■ **SUPPLIED DATA**:
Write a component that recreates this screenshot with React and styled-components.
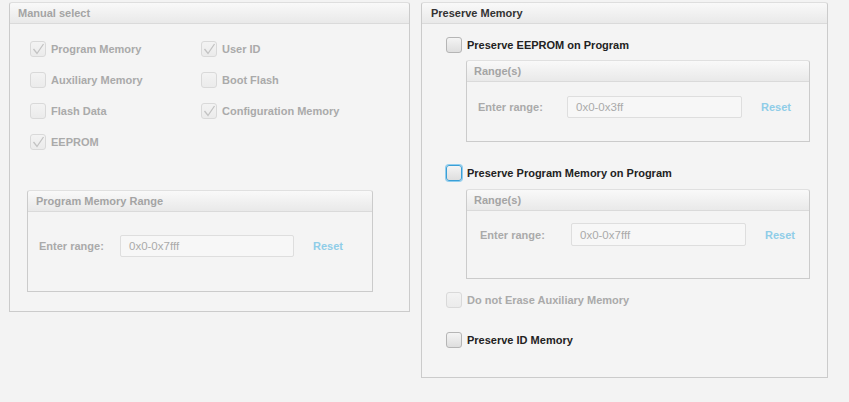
import styled, { createGlobalStyle } from "styled-components";

const GlobalStyle = createGlobalStyle`
  html, body {
    margin: 0;
    padding: 0;
    background: #f3f3f3;
    font-family: "Liberation Sans", Arial, sans-serif;
  }
`;

const Page = styled.div`
  display: flex;
  align-items: flex-start;
  gap: 11px;
  padding: 2px 0 0 9px;
`;

const Panel = styled.section`
  box-sizing: border-box;
  width: ${p => p.width}px;
  height: ${p => p.height}px;
  border: 1px solid #cbcbcb;
  border-top-color: #dedede;
  border-radius: 3px 3px 0 0;
  background: #f4f4f4;
  display: flex;
  flex-direction: column;
`;

const Header = styled.div`
  height: 20px;
  flex: none;
  display: flex;
  align-items: center;
  padding-left: ${p => p.inset || 8}px;
  background: linear-gradient(#f9f9f9, #e9e9e9);
  border-bottom: 1px solid #dadada;
  border-radius: 3px 3px 0 0;
  font-size: 11px;
  font-weight: bold;
  color: ${p => (p.dark ? "#333" : "#a4a4a4")};
`;

const CheckGrid = styled.div`
  display: grid;
  grid-template-columns: 171px 1fr;
  row-gap: 15px;
  padding: 17px 0 0 20px;
`;

const Item = styled.label`
  display: flex;
  align-items: center;
  gap: 5px;
  height: 16px;
  font-size: 11px;
  font-weight: bold;
  color: ${p => (p.disabled ? "#aaaaaa" : "#222")};
`;

const Box = styled.span`
  box-sizing: border-box;
  width: 16px;
  height: 16px;
  flex: none;
  display: flex;
  align-items: center;
  justify-content: center;
  border-radius: 3px;
  border: 1px solid
    ${p => (p.focused ? "#3a9fd6" : p.disabled ? "#d9d9d9" : "#b5b5b5")};
  box-shadow: ${p => (p.focused ? "0 0 0 1px #8fcdee" : "none")};
  background: ${p =>
    p.disabled
      ? "linear-gradient(#f3f3f3, #ebebeb)"
      : "linear-gradient(#f4f4f4, #dedede)"};
`;

const CheckBox = ({ checked, disabled, focused }) => (
  <Box disabled={disabled} focused={focused}>
    {checked && (
      <svg width="13" height="12" viewBox="0 0 13 12">
        <path
          d="M1.5 6 L5 10.5 L11.5 1"
          fill="none"
          stroke="#c2c2c2"
          strokeWidth="1.3"
        />
      </svg>
    )}
  </Box>
);

const Check = ({ label, checked, disabled, focused }) => (
  <Item disabled={disabled}>
    <CheckBox checked={checked} disabled={disabled} focused={focused} />
    {label}
  </Item>
);

const SubPanel = styled.div`
  box-sizing: border-box;
  width: ${p => p.width}px;
  border: 1px solid #cbcbcb;
  border-top-color: #e0e0e0;
  border-radius: 3px 3px 0 0;
  background: #f4f4f4;
  margin: ${p => p.margin};
`;

const RangeRow = styled.div`
  display: flex;
  align-items: center;
  padding: ${p => p.pad};
`;

const RangeLabel = styled.span`
  width: ${p => p.width}px;
  flex: none;
  font-size: 11px;
  font-weight: bold;
  color: #aaaaaa;
`;

const RangeInput = styled.div`
  box-sizing: border-box;
  width: ${p => p.width}px;
  height: ${p => p.height}px;
  border: 1px solid #dedede;
  border-radius: 2px;
  background: #f7f7f7;
  display: flex;
  align-items: center;
  padding-left: 8px;
  font-size: 11.5px;
  color: #aaaaaa;
`;

const Reset = styled.span`
  margin-left: 19px;
  font-size: 11px;
  font-weight: bold;
  color: #8fcde8;
`;

const Range = ({ title, value, width, margin, labelWidth, pad, inputWidth, inputHeight, titleInset }) => (
  <SubPanel width={width} margin={margin}>
    <Header inset={titleInset}>{title}</Header>
    <RangeRow pad={pad}>
      <RangeLabel width={labelWidth}>Enter range:</RangeLabel>
      <RangeInput width={inputWidth} height={inputHeight}>{value}</RangeInput>
      <Reset>Reset</Reset>
    </RangeRow>
  </SubPanel>
);

const RightBody = styled.div`
  display: flex;
  flex-direction: column;
  padding: 13px 0 0 24px;
`;

const Spacer = styled.div`
  height: ${p => p.h}px;
`;

export default function App() {
  return (
    <>
      <GlobalStyle />
      <Page>
        <Panel width={401} height={310}>
          <Header>Manual select</Header>
          <CheckGrid>
            <Check label="Program Memory" checked disabled />
            <Check label="User ID" checked disabled />
            <Check label="Auxiliary Memory" disabled />
            <Check label="Boot Flash" disabled />
            <Check label="Flash Data" disabled />
            <Check label="Configuration Memory" checked disabled />
            <Check label="EEPROM" checked disabled />
          </CheckGrid>
          <Range
            title="Program Memory Range"
            value="0x0-0x7fff"
            width={346}
            margin="40px 0 0 17px"
            titleInset={8}
            labelWidth={81}
            pad="23px 0 34px 11px"
            inputWidth={174}
            inputHeight={22}
          />
        </Panel>
        <Panel width={407} height={376}>
          <Header dark inset={9}>Preserve Memory</Header>
          <RightBody>
            <Check label="Preserve EEPROM on Program" />
            <Range
              title="Range(s)"
              value="0x0-0x3ff"
              width={344}
              margin="7px 0 0 20px"
              titleInset={7}
              labelWidth={89}
              pad="14px 0 23px 11px"
              inputWidth={175}
              inputHeight={22}
            />
            <Spacer h={23} />
            <Check label="Preserve Program Memory on Program" focused />
            <Range
              title="Range(s)"
              value="0x0-0x7fff"
              width={344}
              margin="8px 0 0 20px"
              titleInset={7}
              labelWidth={91}
              pad="12px 0 32px 13px"
              inputWidth={175}
              inputHeight={23}
            />
            <Spacer h={13} />
            <Check label="Do not Erase Auxiliary Memory" disabled />
            <Spacer h={24} />
            <Check label="Preserve ID Memory" />
          </RightBody>
        </Panel>
      </Page>
    </>
  );
}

■ **WHAT IS ASKED**: Output each line exactly; omit every picture.

■ **RESULT FOR THIS TASK**:
Write a component that recreates this screenshot with React and styled-components.
import styled, { createGlobalStyle } from "styled-components";

const GlobalStyle = createGlobalStyle`
  html, body {
    margin: 0;
    padding: 0;
    background: #f3f3f3;
    font-family: "Liberation Sans", Arial, sans-serif;
  }
`;

const Page = styled.div`
  display: flex;
  align-items: flex-start;
  gap: 11px;
  padding: 2px 0 0 9px;
`;

const Panel = styled.section`
  box-sizing: border-box;
  width: ${p => p.width}px;
  height: ${p => p.height}px;
  border: 1px solid #cbcbcb;
  border-top-color: #dedede;
  border-radius: 3px 3px 0 0;
  background: #f4f4f4;
  display: flex;
  flex-direction: column;
`;

const Header = styled.div`
  height: 20px;
  flex: none;
  display: flex;
  align-items: center;
  padding-left: ${p => p.inset || 8}px;
  background: linear-gradient(#f9f9f9, #e9e9e9);
  border-bottom: 1px solid #dadada;
  border-radius: 3px 3px 0 0;
  font-size: 11px;
  font-weight: bold;
  color: ${p => (p.dark ? "#333" : "#a4a4a4")};
`;

const CheckGrid = styled.div`
  display: grid;
  grid-template-columns: 171px 1fr;
  row-gap: 15px;
  padding: 17px 0 0 20px;
`;

const Item = styled.label`
  display: flex;
  align-items: center;
  gap: 5px;
  height: 16px;
  font-size: 11px;
  font-weight: bold;
  color: ${p => (p.disabled ? "#aaaaaa" : "#222")};
`;

const Box = styled.span`
  box-sizing: border-box;
  width: 16px;
  height: 16px;
  flex: none;
  display: flex;
  align-items: center;
  justify-content: center;
  border-radius: 3px;
  border: 1px solid
    ${p => (p.focused ? "#3a9fd6" : p.disabled ? "#d9d9d9" : "#b5b5b5")};
  box-shadow: ${p => (p.focused ? "0 0 0 1px #8fcdee" : "none")};
  background: ${p =>
    p.disabled
      ? "linear-gradient(#f3f3f3, #ebebeb)"
      : "linear-gradient(#f4f4f4, #dedede)"};
`;

const CheckBox = ({ checked, disabled, focused }) => (
  <Box disabled={disabled} focused={focused}>
    {checked && (
      <svg width="13" height="12" viewBox="0 0 13 12">
        <path
          d="M1.5 6 L5 10.5 L11.5 1"
          fill="none"
          stroke="#c2c2c2"
          strokeWidth="1.3"
        />
      </svg>
    )}
  </Box>
);

const Check = ({ label, checked, disabled, focused }) => (
  <Item disabled={disabled}>
    <CheckBox checked={checked} disabled={disabled} focused={focused} />
    {label}
  </Item>
);

const SubPanel = styled.div`
  box-sizing: border-box;
  width: ${p => p.width}px;
  border: 1px solid #cbcbcb;
  border-top-color: #e0e0e0;
  border-radius: 3px 3px 0 0;
  background: #f4f4f4;
  margin: ${p => p.margin};
`;

const RangeRow = styled.div`
  display: flex;
  align-items: center;
  padding: ${p => p.pad};
`;

const RangeLabel = styled.span`
  width: ${p => p.width}px;
  flex: none;
  font-size: 11px;
  font-weight: bold;
  color: #aaaaaa;
`;

const RangeInput = styled.div`
  box-sizing: border-box;
  width: ${p => p.width}px;
  height: ${p => p.height}px;
  border: 1px solid #dedede;
  border-radius: 2px;
  background: #f7f7f7;
  display: flex;
  align-items: center;
  padding-left: 8px;
  font-size: 11.5px;
  color: #aaaaaa;
`;

const Reset = styled.span`
  margin-left: 19px;
  font-size: 11px;
  font-weight: bold;
  color: #8fcde8;
`;

const Range = ({ title, value, width, margin, labelWidth, pad, inputWidth, inputHeight, titleInset }) => (
  <SubPanel width={width} margin={margin}>
    <Header inset={titleInset}>{title}</Header>
    <RangeRow pad={pad}>
      <RangeLabel width={labelWidth}>Enter range:</RangeLabel>
      <RangeInput width={inputWidth} height={inputHeight}>{value}</RangeInput>
      <Reset>Reset</Reset>
    </RangeRow>
  </SubPanel>
);

const RightBody = styled.div`
  display: flex;
  flex-direction: column;
  padding: 13px 0 0 24px;
`;

const Spacer = styled.div`
  height: ${p => p.h}px;
`;

export default function App() {
  return (
    <>
      <GlobalStyle />
      <Page>
        <Panel width={401} height={310}>
          <Header>Manual select</Header>
          <CheckGrid>
            <Check label="Program Memory" checked disabled />
            <Check label="User ID" checked disabled />
            <Check label="Auxiliary Memory" disabled />
            <Check label="Boot Flash" disabled />
            <Check label="Flash Data" disabled />
            <Check label="Configuration Memory" checked disabled />
            <Check label="EEPROM" checked disabled />
          </CheckGrid>
          <Range
            title="Program Memory Range"
            value="0x0-0x7fff"
            width={346}
            margin="40px 0 0 17px"
            titleInset={8}
            labelWidth={81}
            pad="23px 0 34px 11px"
            inputWidth={174}
            inputHeight={22}
          />
        </Panel>
        <Panel width={407} height={376}>
          <Header dark inset={9}>Preserve Memory</Header>
          <RightBody>
            <Check label="Preserve EEPROM on Program" />
            <Range
              title="Range(s)"
              value="0x0-0x3ff"
              width={344}
              margin="7px 0 0 20px"
              titleInset={7}
              labelWidth={89}
              pad="14px 0 23px 11px"
              inputWidth={175}
              inputHeight={22}
            />
            <Spacer h={23} />
            <Check label="Preserve Program Memory on Program" focused />
            <Range
              title="Range(s)"
              value="0x0-0x7fff"
              width={344}
              margin="8px 0 0 20px"
              titleInset={7}
              labelWidth={91}
              pad="12px 0 32px 13px"
              inputWidth={175}
              inputHeight={23}
            />
            <Spacer h={13} />
            <Check label="Do not Erase Auxiliary Memory" disabled />
            <Spacer h={24} />
            <Check label="Preserve ID Memory" />
          </RightBody>
        </Panel>
      </Page>
    </>
  );
}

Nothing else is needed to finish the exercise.